For the last 13 years I have wrestled with these questions every day. As a matter of fact, I spend all my days now working with Buddhists, Muslims, Hindus, Jews, indigenous tribal peoples on these questions. The United Religions Initiative is my work, is the laboratory where I and a global host of others pursue peace among competing religions. Peace among religions is in everyone’s self-interest. Look at Baghdad. When peace among religions breaks down, livable society crumbles. Peace among religions is in everyone’s self-interest.

I have one graduation gift to offer you. There is an antidote to the disease of confrontational religious passion and religious failure. The antidote is generosity.

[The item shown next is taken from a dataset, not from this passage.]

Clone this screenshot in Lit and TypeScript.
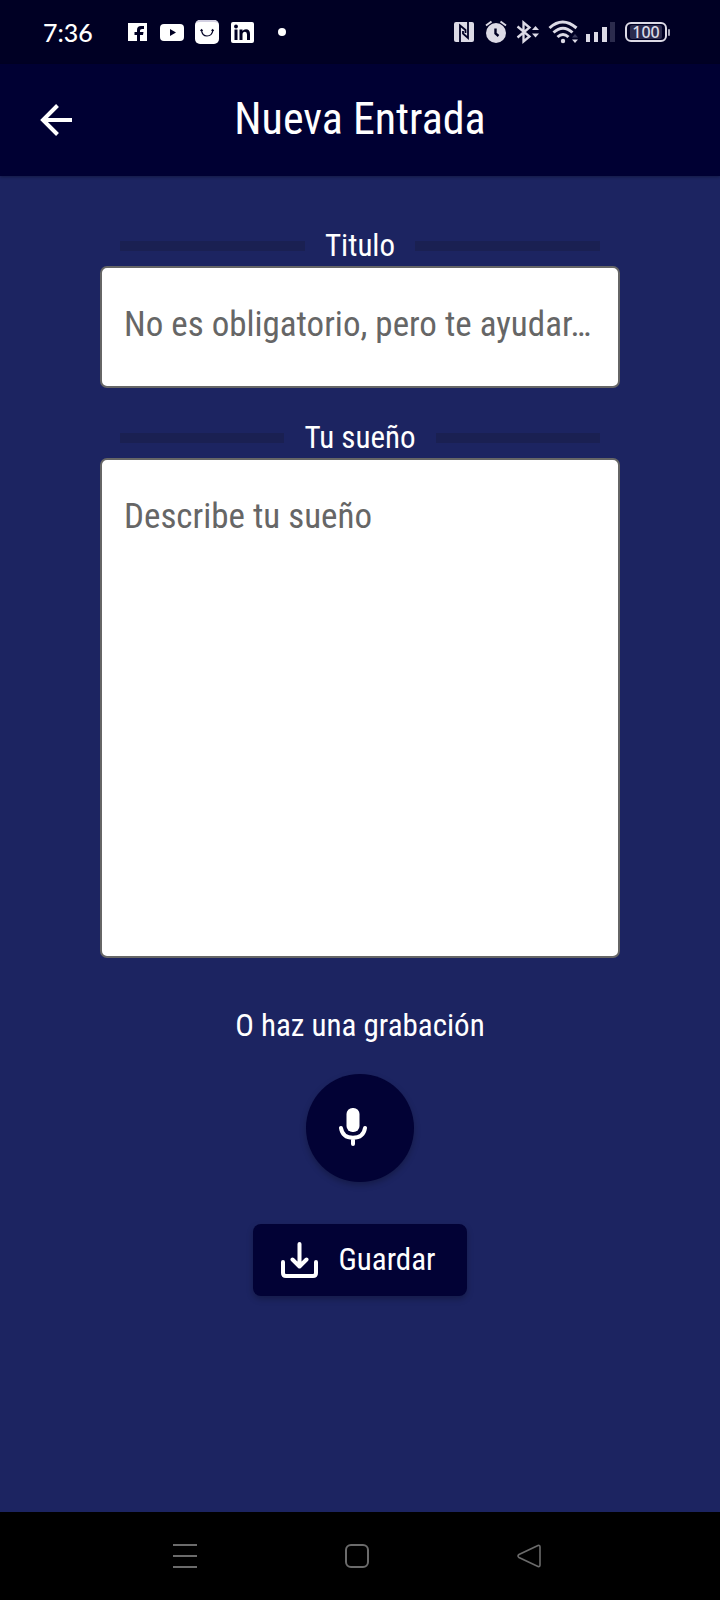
import { LitElement, html, css } from "lit";
import { customElement, state } from "lit/decorators.js";

@customElement("status-bar")
class StatusBar extends LitElement {
  static styles = css`
    :host {
      display: flex;
      align-items: center;
      justify-content: space-between;
      height: 64px;
      padding: 0 48px 0 43px;
      background: #000024;
      color: #fff;
      font-family: Lato, sans-serif;
    }
    .group { display: flex; align-items: center; }
    .left { gap: 11px; }
    .right { gap: 8px; color: #dcdae6; }
    .time { font-size: 25px; line-height: 32px; font-weight: 500; margin-right: 21px; }
    svg { display: block; }
    .battery { display: flex; align-items: center; width: 47px; gap: 1px; margin-left: 1px; }
    .cell {
      box-sizing: border-box;
      width: 42px;
      height: 20px;
      padding: 1px 3px;
      border: 2px solid #dcdae6;
      border-radius: 6px;
    }
    .level {
      display: block;
      background: #2b2b4d;
      border-radius: 2px;
      font-family: "Noto Sans", sans-serif;
      font-size: 16px;
      line-height: 14px;
      text-align: center;
      font-weight: 500;
    }
    .nub { width: 2px; height: 7px; background: #a9a8bb; border-radius: 1px; }
  `;

  render() {
    return html`
      <div class="group left">
        <span class="time">7:36</span>
        <svg width="24" height="24" viewBox="0 0 24 24" aria-hidden="true">
          <rect x="3" y="3" width="19" height="18" fill="#fff"/>
          <path fill="#000024" d="M12 21v-6h-2.500v-3H12v-2q0-4 4-4h3v3h-2q-2 0-2 1.500V12h3.500l-.5 3h-3v6z"/>
        </svg>
        <svg width="24" height="24" viewBox="0 0 24 24" aria-hidden="true">
          <rect x="0" y="4" width="24" height="17" rx="4" fill="#fff"/>
          <path fill="#000024" d="M10 9l6 3.500-6 3.500z"/>
        </svg>
        <svg width="24" height="24" viewBox="0 0 24 24" aria-hidden="true">
          <rect width="24" height="24" rx="5" fill="#fff"/>
          <path d="M1 3Q2 0 5 0h14q3 0 4 3-2-1-4-1H5Q3 2 1 3z" fill="#d3d0e2"/>
          <path d="M6.500 10q.5 6 5.500 6t6-6M5.500 11l1-1.300 1.200 1M16.500 10.700l1.200-1 1 1.300" fill="none" stroke="#000024" stroke-width="1.200"/>
        </svg>
        <svg width="24" height="24" viewBox="0 0 24 24" aria-hidden="true">
          <rect x="1" y="2" width="23" height="21" rx="2" fill="#fff"/>
          <g fill="#000024">
            <circle cx="6" cy="6.500" r="1.900"/>
            <path d="M4.500 9.500h3V20h-3zM9.500 9.500h3V11q1-1.800 3.500-1.800 4 0 4 4.800v6h-3v-5.500q0-2.700-2-2.700-2.500 0-2.500 2.700V20h-3z"/>
          </g>
        </svg>
        <svg width="24" height="24" viewBox="0 0 24 24" aria-hidden="true">
          <circle cx="17" cy="12" r="4" fill="#fff"/>
        </svg>
      </div>
      <div class="group right">
        <svg width="24" height="24" viewBox="0 0 24 24" aria-hidden="true">
          <rect x="2" y="2" width="20" height="20" rx="2" fill="currentColor"/>
          <path d="M8 22V5.500l5.500 4.500V13M16 2v16l-5-4.500V11" fill="none" stroke="#000024" stroke-width="1.800"/>
        </svg>
        <svg width="24" height="24" viewBox="0 0 24 24" aria-hidden="true">
          <circle cx="12" cy="13" r="10" fill="currentColor"/>
          <path d="M2 5.500L7.500 1.500M22 5.500L16.500 1.500" stroke="currentColor" stroke-width="2"/>
          <path d="M11.500 8.500v5l3 2.500" fill="none" stroke="#000024" stroke-width="2.400"/>
        </svg>
        <svg width="24" height="24" viewBox="0 0 24 24" aria-hidden="true">
          <path d="M1.500 6.500l12 10-6 5V2.500l6 5-12 10" fill="none" stroke="currentColor" stroke-width="2.300"/>
          <path d="M16 10l3.500-4 3.500 4zM16 13.500h7l-3.500 4z" fill="currentColor"/>
        </svg>
        <svg width="30" height="24" viewBox="0 0 30 24" aria-hidden="true">
          <path d="M1.500 8q13-12 27 0M5.500 12.500q9.500-8.500 19 0M9.500 17q5.500-5 11 0" fill="none" stroke="currentColor" stroke-width="3"/>
          <circle cx="15" cy="21" r="2.200" fill="currentColor"/>
          <path d="M24 17.500l3-3.500 3 3.500z" fill="#3a3a5c"/>
          <path d="M24 19.500h6l-3 3.500z" fill="currentColor"/>
        </svg>
        <svg width="30" height="24" viewBox="0 0 30 24" aria-hidden="true">
          <path d="M0 14h4v8H0zM8 12h4v10H8zM16 7h5v15h-5z" fill="currentColor"/>
          <path d="M24 2h5v20h-5z" fill="#2b2b4d"/>
        </svg>
        <span class="battery">
          <span class="cell"><span class="level">100</span></span>
          <span class="nub"></span>
        </span>
      </div>
    `;
  }
}

@customElement("nav-bar")
class NavBar extends LitElement {
  static styles = css`
    :host {
      display: flex;
      align-items: center;
      justify-content: center;
      gap: 124px;
      height: 88px;
      padding-right: 6px;
      background: #000;
    }
    button {
      display: grid;
      place-items: center;
      width: 48px;
      height: 48px;
      padding: 0;
      border: 0;
      background: none;
      color: #6b6b6b;
    }
    svg { display: block; fill: none; stroke: currentColor; stroke-width: 2; }
  `;

  render() {
    return html`
      <button aria-label="Recientes">
        <svg width="24" height="24" viewBox="0 0 24 24"><path d="M0 1h24M0 12h24M0 23h24"/></svg>
      </button>
      <button aria-label="Inicio">
        <svg width="24" height="24" viewBox="0 0 24 24"><rect x="1" y="1" width="22" height="22" rx="5"/></svg>
      </button>
      <button aria-label="Atrás">
        <svg width="24" height="24" viewBox="0 0 24 24">
          <path d="M21 1.500L2 10.500q-2 1.500 0 3L21 22.500q2 .5 2-1.500V3q0-2-2-1.500z" stroke-width="1.600"/>
        </svg>
      </button>
    `;
  }
}

@customElement("app-root")
class AppRoot extends LitElement {
  @state() private entryTitle = "";
  @state() private dream = "";

  static styles = css`
    :host {
      display: flex;
      flex-direction: column;
      min-height: 100vh;
      background: #1c2461;
      color: #fff;
      font-family: "Roboto Condensed", "Liberation Sans Narrow", Roboto, sans-serif;
    }
    .bar {
      display: grid;
      grid-template-columns: 48px 1fr 48px;
      align-items: center;
      height: 112px;
      padding: 0 32px;
      background: #000033;
      box-shadow: 0 1px 3px rgba(0, 0, 0, 0.3);
    }
    h1 {
      margin: 0;
      padding-bottom: 2px;
      font-size: 44px;
      line-height: 52px;
      font-weight: 400;
      text-align: center;
    }
    button { font: inherit; color: inherit; border: 0; padding: 0; cursor: pointer; }
    svg { display: block; }
    .back { display: grid; place-items: center; width: 48px; height: 48px; background: none; }
    form {
      flex: 1;
      display: flex;
      flex-direction: column;
      align-items: center;
      padding: 50px 100px 0;
    }
    .field { align-self: stretch; display: flex; flex-direction: column; }
    .field + .field { margin-top: 30px; }
    .label {
      display: flex;
      align-items: center;
      gap: 20px;
      height: 40px;
      padding: 0 20px;
      font-size: 31px;
      line-height: 36px;
    }
    .label::before,
    .label::after {
      content: "";
      flex: 1;
      height: 10px;
      background: #1a2052;
    }
    input,
    textarea {
      box-sizing: border-box;
      display: block;
      width: 100%;
      margin: 0;
      border: 2px solid #666;
      border-radius: 7px;
      background: #fff;
      color: #222;
      font: inherit;
      font-size: 35px;
      line-height: 40px;
      outline: none;
      resize: none;
    }
    input { height: 122px; padding: 0 20px 6px 22px; text-overflow: ellipsis; }
    textarea { height: 500px; padding: 37px 22px; }
    ::placeholder { color: #666; opacity: 1; }
    .hint { margin: 49px 0 29px; font-size: 31px; line-height: 38px; }
    .mic,
    .save {
      background: #020235;
      box-shadow: 0 3px 6px rgba(0, 0, 0, 0.25);
    }
    .mic {
      display: grid;
      place-items: center;
      width: 108px;
      height: 108px;
      padding: 0 15px 2px 0;
      border-radius: 50%;
    }
    .save {
      display: flex;
      align-items: center;
      gap: 21px;
      height: 72px;
      margin-top: 42px;
      padding: 0 32px 0 28px;
      border-radius: 8px;
      font-size: 31px;
      line-height: 36px;
    }
  `;

  render() {
    return html`
      <status-bar></status-bar>
      <header class="bar">
        <button class="back" aria-label="Volver">
          <svg width="32" height="32" viewBox="0 0 32 32">
            <path d="M32 16H3M17.500 1.500L3 16l14.500 14.500" fill="none" stroke="#fff" stroke-width="4"/>
          </svg>
        </button>
        <h1>Nueva Entrada</h1>
      </header>
      <form @submit=${(e: Event) => e.preventDefault()}>
        <div class="field">
          <label class="label" for="title">Titulo</label>
          <input id="title" type="text" placeholder="No es obligatorio, pero te ayudar…"
            .value=${this.entryTitle}
            @input=${(e: Event) => (this.entryTitle = (e.target as HTMLInputElement).value)} />
        </div>
        <div class="field">
          <label class="label" for="dream">Tu sueño</label>
          <textarea id="dream" placeholder="Describe tu sueño"
            .value=${this.dream}
            @input=${(e: Event) => (this.dream = (e.target as HTMLTextAreaElement).value)}></textarea>
        </div>
        <p class="hint">O haz una grabación</p>
        <button class="mic" type="button" aria-label="Grabar">
          <svg width="28" height="38" viewBox="0 0 28 38">
            <rect x="7.500" y="0" width="13" height="24" rx="6" fill="#fff"/>
            <path d="M2 20q1.500 9.800 12 9.800T26 20M14 30v6" fill="none" stroke="#fff" stroke-width="4" stroke-linecap="round"/>
          </svg>
        </button>
        <button class="save" type="submit">
          <svg width="37" height="36" viewBox="0 0 37 36" fill="none" stroke="#fff" stroke-width="4" stroke-linecap="round" stroke-linejoin="round">
            <path d="M2 20v11q0 3 3 3h27q3 0 3-3V20M18.500 2v22M11.500 17.500l7 7 7-7"/>
          </svg>
          <span>Guardar</span>
        </button>
      </form>
      <nav-bar></nav-bar>
    `;
  }
}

In the lesson read here today, the God-like person queries: “Do you begrudge me my generosity?” Ah, there’s the clue. The assumption is that the Creator of this universe is generous beyond imagining. Don’t begrudge, don’t limit, don’t forbid the vast generosity that exists in the center of the universe and at the core of every molecule and potentially abides deep within the sacredness of all religions.

Make room, lots of room, intellectual, spiritual, devotional room. While a small team of people searches for human life in the rapidly expanding universe, let us search for expanded human life on earth. Sunken treasures lay submerged deep below the surface waiting for our explorations. The author of the Universe is generous; why should we buy into a stingy god? The key to standing up to the toxic tyrannies of religions that want to shrink our skulls is to hold on to a muscular, unflappable generosity. The God-like person queries, “Do you begrudge me my generosity?” Nor will the wise graduate begrudge her or his own generosity.

Today I offer my voice in chorus of honor and blessing for all of you graduates. You are people who have had a generous education. I hope you will use it extravagantly for the good of all and to add to life’s glorious Divine touch. Amen.